* **EXERCISE AIM**: Your task is to count the lines of the entries below that include the word "index" and to give only the resulting number.

* **Items from a data source**:
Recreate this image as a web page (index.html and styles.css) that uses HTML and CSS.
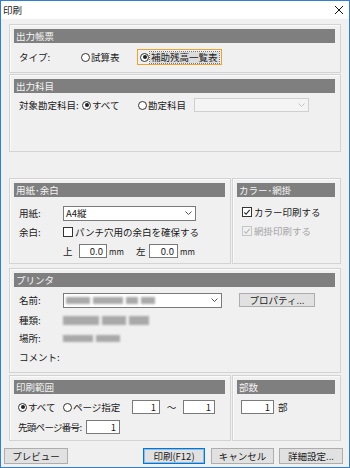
FILE: index.html
```html
<!DOCTYPE html>
<html lang="ja">
<head>
  <meta charset="UTF-8" />
  <title>印刷</title>
  <link rel="stylesheet" href="styles.css">
</head>
<body>
  <div class="window">
    <div class="titlebar">
      <span>印刷</span>
      <svg class="close" width="10" height="10" viewBox="0 0 10 10">
        <path d="M1 1 L9 9 M9 1 L1 9" stroke="#111" stroke-width="1" fill="none"/>
      </svg>
    </div>

    <div class="content">
      <!-- 出力帳票 -->
      <div class="group g-output">
        <div class="group-head">出力帳票</div>
        <div class="row m6">
          <span class="label w-type">タイプ:</span>
          <span class="opt w-opt1"><span class="radio"></span>試算表</span>
          <span class="focus-box"><span class="radio on"></span><span class="focus-text">補助残高一覧表</span></span>
        </div>
      </div>

      <!-- 出力科目 -->
      <div class="group g-account">
        <div class="group-head">出力科目</div>
        <div class="row m4">
          <span class="label w-acc">対象勘定科目:</span>
          <span class="opt w-opt2"><span class="radio on"></span>すべて</span>
          <span class="opt w-opt2"><span class="radio"></span>勘定科目</span>
          <span class="select disabled w-acc-sel"><span></span><svg class="chev" width="7" height="4" viewBox="0 0 7 4"><path d="M0.5 0.5 L3.5 3.5 L6.5 0.5" stroke="#c4c4c4" fill="none"/></svg></span>
        </div>
      </div>

      <div class="split s-paper">
        <!-- 用紙・余白 -->
        <div class="group g-left">
          <div class="group-head">用紙･余白</div>
          <div class="row m8">
            <span class="label w-lab">用紙:</span>
            <span class="select w-paper"><span>A4縦</span><svg class="chev" width="7" height="4" viewBox="0 0 7 4"><path d="M0.5 0.5 L3.5 3.5 L6.5 0.5" stroke="#555" fill="none"/></svg></span>
          </div>
          <div class="row m3">
            <span class="label w-lab">余白:</span>
            <span class="opt"><span class="check"></span>パンチ穴用の余白を確保する</span>
          </div>
          <div class="row m3">
            <span class="label w-lab"></span>
            <span class="w-up">上</span>
            <span class="num w-m1">0.0</span>
            <span class="unit w-u1">mm</span>
            <span class="w-left">左</span>
            <span class="num w-m2">0.0</span>
            <span class="unit">mm</span>
          </div>
        </div>

        <!-- カラー・網掛 -->
        <div class="group g-right">
          <div class="group-head">カラー･網掛</div>
          <div class="row m7 pad5">
            <span class="opt"><span class="check">
              <svg width="9" height="9" viewBox="0 0 9 9"><path d="M1.5 4.5 L3.5 6.5 L7.5 1.5" stroke="#222" stroke-width="1.2" fill="none"/></svg>
            </span>カラー印刷する</span>
          </div>
          <div class="row m3 pad5">
            <span class="opt muted"><span class="check off">
              <svg width="9" height="9" viewBox="0 0 9 9"><path d="M1.5 4.5 L3.5 6.5 L7.5 1.5" stroke="#b5b5b5" stroke-width="1.2" fill="none"/></svg>
            </span>網掛印刷する</span>
          </div>
        </div>
      </div>

      <!-- プリンタ -->
      <div class="group g-printer">
        <div class="group-head">プリンタ</div>
        <div class="row m5">
          <span class="label w-lab">名前:</span>
          <span class="select w-printer">
            <span class="blur-line">
              <span class="blot b1"></span><span class="blot b2"></span><span class="blot b3"></span><span class="blot b4"></span>
            </span>
            <svg class="chev" width="7" height="4" viewBox="0 0 7 4"><path d="M0.5 0.5 L3.5 3.5 L6.5 0.5" stroke="#555" fill="none"/></svg>
          </span>
          <span class="btn w-prop">プロパティ...</span>
        </div>
        <div class="row m4">
          <span class="label w-lab">種類:</span>
          <span class="blur-line">
            <span class="blot b5"></span><span class="blot b6"></span><span class="blot b7"></span>
          </span>
        </div>
        <div class="row m2">
          <span class="label w-lab">場所:</span>
          <span class="blur-line">
            <span class="blot b8"></span><span class="blot b9"></span>
          </span>
        </div>
        <div class="row m3">
          <span class="label w-lab">コメント:</span>
        </div>
      </div>

      <div class="split s-range">
        <!-- 印刷範囲 -->
        <div class="group g-left">
          <div class="group-head">印刷範囲</div>
          <div class="row m5 pad4">
            <span class="opt w-all"><span class="radio on"></span>すべて</span>
            <span class="opt w-page"><span class="radio"></span>ページ指定</span>
            <span class="num w-p1">1</span>
            <span class="tilde">～</span>
            <span class="num w-p2">1</span>
          </div>
          <div class="row m4 pad4">
            <span class="label w-first">先頭ページ番号:</span>
            <span class="num w-p3">1</span>
          </div>
        </div>

        <!-- 部数 -->
        <div class="group g-right">
          <div class="group-head">部数</div>
          <div class="row m5 pad4">
            <span class="num w-copies">1</span>
            <span class="copies-unit">部</span>
          </div>
        </div>
      </div>
    </div>

    <div class="footer">
      <span class="btn w-preview">プレビュー</span>
      <span class="spacer"></span>
      <span class="btn default w-print">印刷(F12)</span>
      <span class="btn w-cancel">キャンセル</span>
      <span class="btn w-detail">詳細設定...</span>
    </div>
  </div>
</body>
</html>
```

FILE: styles.css
```css
* {
  box-sizing: border-box;
}

body {
  margin: 0;
  font-family: "Noto Sans CJK JP", sans-serif;
  font-size: 9.5px;
  color: #1a1a1a;
}

.window {
  width: 350px;
  height: 468px;
  border: 1px solid #2f7fd4;
  background: #f0f0f0;
  display: flex;
  flex-direction: column;
}

.titlebar {
  height: 18px;
  background: #fff;
  display: flex;
  align-items: center;
  justify-content: space-between;
  padding: 0 5px 0 2px;
}

.close {
  display: block;
}

.content {
  padding: 5px 8px 0;
  display: flex;
  flex-direction: column;
}

.group {
  border: 1px solid #d3d3d3;
  box-shadow: inset 1px 1px 0 #fafafa;
  padding: 4px 5px 0 4px;
}

.group-head {
  height: 14px;
  line-height: 14px;
  background: #7f7f7f;
  color: #f4f4f4;
  padding-left: 2px;
}

.g-output { height: 49px; }
.g-account { height: 78px; margin-top: 1px; }
.g-printer { height: 105px; margin-top: 4px; }

.split {
  display: flex;
  gap: 1px;
}

.s-paper { height: 86px; margin-top: 26px; }
.s-range { height: 66px; margin-top: 2px; }

.g-left { width: 222px; }
.g-right { flex: 1; }

.row {
  display: flex;
  align-items: center;
  height: 16px;
  padding-left: 5px;
  white-space: nowrap;
}

.pad4 { padding-left: 4px; }
.pad5 { padding-left: 5px; }

.m2 { margin-top: 2px; }
.m3 { margin-top: 3px; }
.m4 { margin-top: 4px; }
.m5 { margin-top: 5px; }
.m6 { margin-top: 6px; }
.m7 { margin-top: 7px; }
.m8 { margin-top: 8px; }

.label { flex: none; }
.w-type { width: 62px; }
.w-acc { width: 63px; }
.w-lab { width: 44px; }
.w-first { width: 68px; letter-spacing: -0.7px; }

.opt {
  display: flex;
  align-items: center;
  flex: none;
}

.w-opt1 { width: 56px; }
.w-opt2 { width: 56px; }
.w-all { width: 45px; }
.w-page { width: 69px; }

.muted { color: #a6a6a6; }

.radio {
  width: 9px;
  height: 9px;
  border: 1px solid #333;
  border-radius: 50%;
  background: #fff;
  margin-right: 1px;
  position: relative;
  flex: none;
}

.radio.on::after {
  content: "";
  position: absolute;
  left: 1.5px;
  top: 1.5px;
  width: 4px;
  height: 4px;
  border-radius: 50%;
  background: #222;
}

.check {
  width: 10px;
  height: 10px;
  border: 1px solid #333;
  background: #fff;
  margin-right: 2px;
  flex: none;
  display: flex;
  align-items: center;
  justify-content: center;
}

.check svg {
  display: block;
}

.check.off {
  border-color: #c6c6c6;
  background: #f0f0f0;
}

.focus-box {
  width: 85px;
  height: 16px;
  border: 1px solid #f0a22e;
  padding-left: 2px;
  display: flex;
  align-items: center;
}

.focus-text {
  outline: 1px dotted #777;
  background: #dcdcdc;
  line-height: 11px;
  padding: 0 1px;
}

.select {
  height: 15px;
  background: #fff;
  border: 1px solid #7a7a7a;
  display: flex;
  align-items: center;
  justify-content: space-between;
  padding: 0 3px 0 2px;
  flex: none;
}

.select.disabled {
  background: #f4f4f4;
  border-color: #d0d0d0;
  height: 14px;
}

.chev { display: block; }

.w-acc-sel { width: 115px; }
.w-paper { width: 133px; }
.w-printer { width: 159px; }

.num {
  height: 14px;
  background: #fff;
  border: 1px solid #7a7a7a;
  text-align: right;
  padding-right: 3px;
  line-height: 12px;
  flex: none;
}

.w-m1 { width: 28px; }
.w-m2 { width: 29px; }
.w-p1 { width: 28px; }
.w-p2 { width: 32px; }
.w-p3 { width: 34px; }
.w-copies { width: 33px; }

.w-up { width: 16px; flex: none; }
.w-left { width: 13px; flex: none; }

.unit {
  font-size: 8px;
  padding-left: 2px;
  flex: none;
}

.w-u1 { width: 29px; }

.tilde {
  width: 23px;
  text-align: center;
  flex: none;
}

.copies-unit { margin-left: 4px; }

.btn {
  height: 14px;
  background: #e1e1e1;
  border: 1px solid #adadad;
  display: flex;
  align-items: center;
  justify-content: center;
  flex: none;
}

.w-prop { width: 76px; margin-left: 17px; }

.blur-line {
  display: flex;
  gap: 3px;
  align-items: center;
}

.blot {
  height: 7px;
  background: #a9a9a9;
  filter: blur(1px);
}

.b1 { width: 24px; }
.b2 { width: 30px; }
.b3 { width: 12px; }
.b4 { width: 14px; }
.b5 { width: 36px; height: 9px; }
.b6 { width: 24px; height: 9px; }
.b7 { width: 20px; height: 9px; }
.b8 { width: 30px; }
.b9 { width: 24px; }

.footer {
  display: flex;
  padding: 7px 6px 0 3px;
  gap: 5px;
}

.footer .btn { height: 16px; }

.spacer { flex: 1; }

.btn.default {
  border-color: #0078d7;
  box-shadow: inset 0 0 0 1px #8fbce6;
}

.w-preview { width: 64px; }
.w-print { width: 62px; margin-right: 1px; }
.w-cancel { width: 63px; }
.w-detail { width: 64px; }
```
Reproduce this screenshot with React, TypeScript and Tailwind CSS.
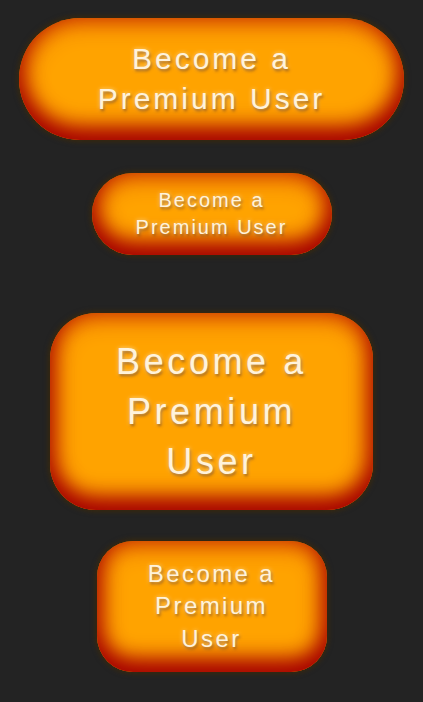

* **RESULT BELOW**: 2